Earlier this week we shared our Reliability Report, which shows that we’ve made Monzo more reliable in the last 12 months and explains how we’ve done it.
Monitoring helps us make sure everything’s working as expected, and alerts us when things do go wrong.
If you’ve ever wondered how we do it, Platform Team lead Chris digs into the details here
Ah and hundreds of physical servers or a few physical servers running hundreds of virtualised instances?
I want it to be physical but it’s obvs gonna be virtual
My balance doesn’t feel so good…
don’t feel so good…
༼ つ ◕_ ◕ ༽つ
༼ つ ◕_ ◕ ::;:.::…:. . . . . . . . . . . .

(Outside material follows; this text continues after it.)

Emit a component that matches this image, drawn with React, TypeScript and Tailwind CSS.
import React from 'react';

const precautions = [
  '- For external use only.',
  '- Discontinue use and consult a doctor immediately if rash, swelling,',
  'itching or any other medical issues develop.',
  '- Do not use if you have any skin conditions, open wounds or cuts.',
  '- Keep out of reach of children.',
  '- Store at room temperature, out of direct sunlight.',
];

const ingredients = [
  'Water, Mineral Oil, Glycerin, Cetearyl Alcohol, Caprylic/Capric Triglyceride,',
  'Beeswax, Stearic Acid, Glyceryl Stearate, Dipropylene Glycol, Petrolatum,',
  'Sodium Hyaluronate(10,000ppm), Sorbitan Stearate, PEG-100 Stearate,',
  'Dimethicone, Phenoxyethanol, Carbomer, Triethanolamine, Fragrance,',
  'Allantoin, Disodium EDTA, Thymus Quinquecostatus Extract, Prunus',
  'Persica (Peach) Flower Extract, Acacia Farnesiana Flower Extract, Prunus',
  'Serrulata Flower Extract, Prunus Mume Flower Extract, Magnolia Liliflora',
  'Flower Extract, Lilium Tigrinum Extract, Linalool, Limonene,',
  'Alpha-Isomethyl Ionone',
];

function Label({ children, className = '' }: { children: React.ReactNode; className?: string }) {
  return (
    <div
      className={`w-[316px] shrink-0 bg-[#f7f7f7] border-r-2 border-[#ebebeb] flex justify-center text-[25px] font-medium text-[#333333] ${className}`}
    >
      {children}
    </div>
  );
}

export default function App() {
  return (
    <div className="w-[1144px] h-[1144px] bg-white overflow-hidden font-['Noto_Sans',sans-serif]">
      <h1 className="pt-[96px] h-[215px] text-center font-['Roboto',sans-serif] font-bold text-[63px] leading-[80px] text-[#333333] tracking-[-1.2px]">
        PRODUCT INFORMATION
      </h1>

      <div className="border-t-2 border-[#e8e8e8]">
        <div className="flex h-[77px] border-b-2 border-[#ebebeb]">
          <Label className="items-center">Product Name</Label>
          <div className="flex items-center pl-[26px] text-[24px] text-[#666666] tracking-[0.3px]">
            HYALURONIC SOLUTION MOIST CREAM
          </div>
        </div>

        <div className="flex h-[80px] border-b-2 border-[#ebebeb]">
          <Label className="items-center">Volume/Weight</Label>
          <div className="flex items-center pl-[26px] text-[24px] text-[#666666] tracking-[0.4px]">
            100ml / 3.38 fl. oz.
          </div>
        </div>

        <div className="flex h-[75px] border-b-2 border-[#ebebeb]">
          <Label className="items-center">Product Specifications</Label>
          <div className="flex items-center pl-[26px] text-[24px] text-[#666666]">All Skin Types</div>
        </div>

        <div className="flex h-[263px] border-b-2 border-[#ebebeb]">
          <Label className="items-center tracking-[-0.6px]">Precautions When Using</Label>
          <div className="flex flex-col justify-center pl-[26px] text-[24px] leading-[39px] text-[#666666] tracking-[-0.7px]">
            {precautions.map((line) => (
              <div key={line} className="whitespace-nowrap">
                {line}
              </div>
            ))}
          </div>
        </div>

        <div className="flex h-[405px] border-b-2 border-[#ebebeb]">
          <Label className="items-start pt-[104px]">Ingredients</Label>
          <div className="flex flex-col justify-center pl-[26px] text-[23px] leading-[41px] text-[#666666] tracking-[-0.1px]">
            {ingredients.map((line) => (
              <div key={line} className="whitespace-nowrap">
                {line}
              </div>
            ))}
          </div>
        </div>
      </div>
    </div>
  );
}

༼ つ ◕_ :;:.::…:. . . . . . . . . . . . . .
༼ つ :;:.::…:::…:.:… . . . . . . . . .
༼ ;::,’:;:.::…:::…:.:… . . . . . . . . .
While we do have some hardware in physical data centers to interconnect with payment schemes, most of our servers are virtual servers running on EC2, Amazon’s cloud.

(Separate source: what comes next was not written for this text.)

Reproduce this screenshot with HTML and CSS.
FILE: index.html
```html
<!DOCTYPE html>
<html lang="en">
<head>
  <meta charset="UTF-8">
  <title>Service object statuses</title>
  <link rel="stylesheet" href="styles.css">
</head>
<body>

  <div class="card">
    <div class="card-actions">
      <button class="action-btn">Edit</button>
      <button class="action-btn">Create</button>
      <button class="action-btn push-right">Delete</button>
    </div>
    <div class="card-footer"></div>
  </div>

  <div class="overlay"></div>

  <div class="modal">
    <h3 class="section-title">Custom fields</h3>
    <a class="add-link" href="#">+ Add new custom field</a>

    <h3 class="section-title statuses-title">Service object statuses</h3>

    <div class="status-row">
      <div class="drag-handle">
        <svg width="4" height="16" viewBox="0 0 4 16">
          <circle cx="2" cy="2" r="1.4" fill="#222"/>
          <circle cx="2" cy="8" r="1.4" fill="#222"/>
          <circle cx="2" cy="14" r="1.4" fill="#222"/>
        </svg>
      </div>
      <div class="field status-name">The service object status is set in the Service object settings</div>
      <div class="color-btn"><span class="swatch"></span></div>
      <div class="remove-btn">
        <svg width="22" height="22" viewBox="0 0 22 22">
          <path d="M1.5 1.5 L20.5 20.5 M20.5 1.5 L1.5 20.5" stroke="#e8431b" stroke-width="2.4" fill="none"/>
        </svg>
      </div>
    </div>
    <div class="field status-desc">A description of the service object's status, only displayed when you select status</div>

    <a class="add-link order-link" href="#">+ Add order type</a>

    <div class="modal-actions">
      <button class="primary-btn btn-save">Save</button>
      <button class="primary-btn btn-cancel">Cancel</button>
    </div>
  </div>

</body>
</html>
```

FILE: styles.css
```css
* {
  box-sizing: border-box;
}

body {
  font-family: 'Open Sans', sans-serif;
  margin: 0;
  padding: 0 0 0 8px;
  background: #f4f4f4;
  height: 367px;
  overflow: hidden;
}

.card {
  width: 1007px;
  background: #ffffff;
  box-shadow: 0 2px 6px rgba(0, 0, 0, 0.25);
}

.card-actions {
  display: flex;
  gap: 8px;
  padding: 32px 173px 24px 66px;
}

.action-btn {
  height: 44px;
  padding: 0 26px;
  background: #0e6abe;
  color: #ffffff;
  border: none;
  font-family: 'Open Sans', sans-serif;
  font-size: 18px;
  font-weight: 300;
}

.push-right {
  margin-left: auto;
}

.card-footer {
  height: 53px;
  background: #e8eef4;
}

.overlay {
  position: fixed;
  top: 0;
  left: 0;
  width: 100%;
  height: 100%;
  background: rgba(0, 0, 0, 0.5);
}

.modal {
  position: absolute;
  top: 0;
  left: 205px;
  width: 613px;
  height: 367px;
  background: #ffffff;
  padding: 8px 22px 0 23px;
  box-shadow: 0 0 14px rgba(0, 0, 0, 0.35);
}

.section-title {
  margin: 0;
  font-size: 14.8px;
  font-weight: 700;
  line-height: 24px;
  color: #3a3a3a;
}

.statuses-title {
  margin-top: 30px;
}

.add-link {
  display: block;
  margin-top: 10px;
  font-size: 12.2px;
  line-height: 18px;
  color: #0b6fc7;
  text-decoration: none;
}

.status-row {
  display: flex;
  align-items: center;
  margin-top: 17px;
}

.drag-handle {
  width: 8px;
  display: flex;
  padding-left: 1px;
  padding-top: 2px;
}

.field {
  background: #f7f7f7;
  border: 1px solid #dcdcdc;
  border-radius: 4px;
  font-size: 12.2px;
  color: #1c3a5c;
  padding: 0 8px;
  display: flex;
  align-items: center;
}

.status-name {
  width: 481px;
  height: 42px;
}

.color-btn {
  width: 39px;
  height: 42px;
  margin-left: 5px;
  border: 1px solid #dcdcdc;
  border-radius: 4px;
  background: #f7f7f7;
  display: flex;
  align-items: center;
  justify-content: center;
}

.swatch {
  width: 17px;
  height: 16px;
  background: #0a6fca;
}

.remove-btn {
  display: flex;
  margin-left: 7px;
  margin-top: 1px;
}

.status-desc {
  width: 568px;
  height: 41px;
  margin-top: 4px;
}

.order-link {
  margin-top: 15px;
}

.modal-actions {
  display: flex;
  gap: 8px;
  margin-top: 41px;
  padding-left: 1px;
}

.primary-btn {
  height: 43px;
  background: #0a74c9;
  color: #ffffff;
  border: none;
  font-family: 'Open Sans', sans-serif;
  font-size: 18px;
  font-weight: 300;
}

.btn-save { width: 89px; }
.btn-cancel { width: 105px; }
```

Most of these servers are Kubernetes “worker” nodes. Each of these workers runs many different microservices, each in its own container. So we have containers on top of virtual servers on top of physical servers in a few Amazon data centers somewhere…
Why do you “want” it to be physical?!
Because a bank of physical servers with lots of cables and lights is nerd heaven
Only if the cable management is good otherwise it’s hell
Hundreds of virtualised servers running thousands of containers.
Wow that blog post brings loads of questions to mind. Can we nominate Chris for the next Q&A? @simonb
On holiday for a week but happy to answer anything when I get back
This is great, just rolling out Prometheus and Thanos across my cloud.
Any chance you can share some further details of your custom template for slack notifications along with details on rules fetcher?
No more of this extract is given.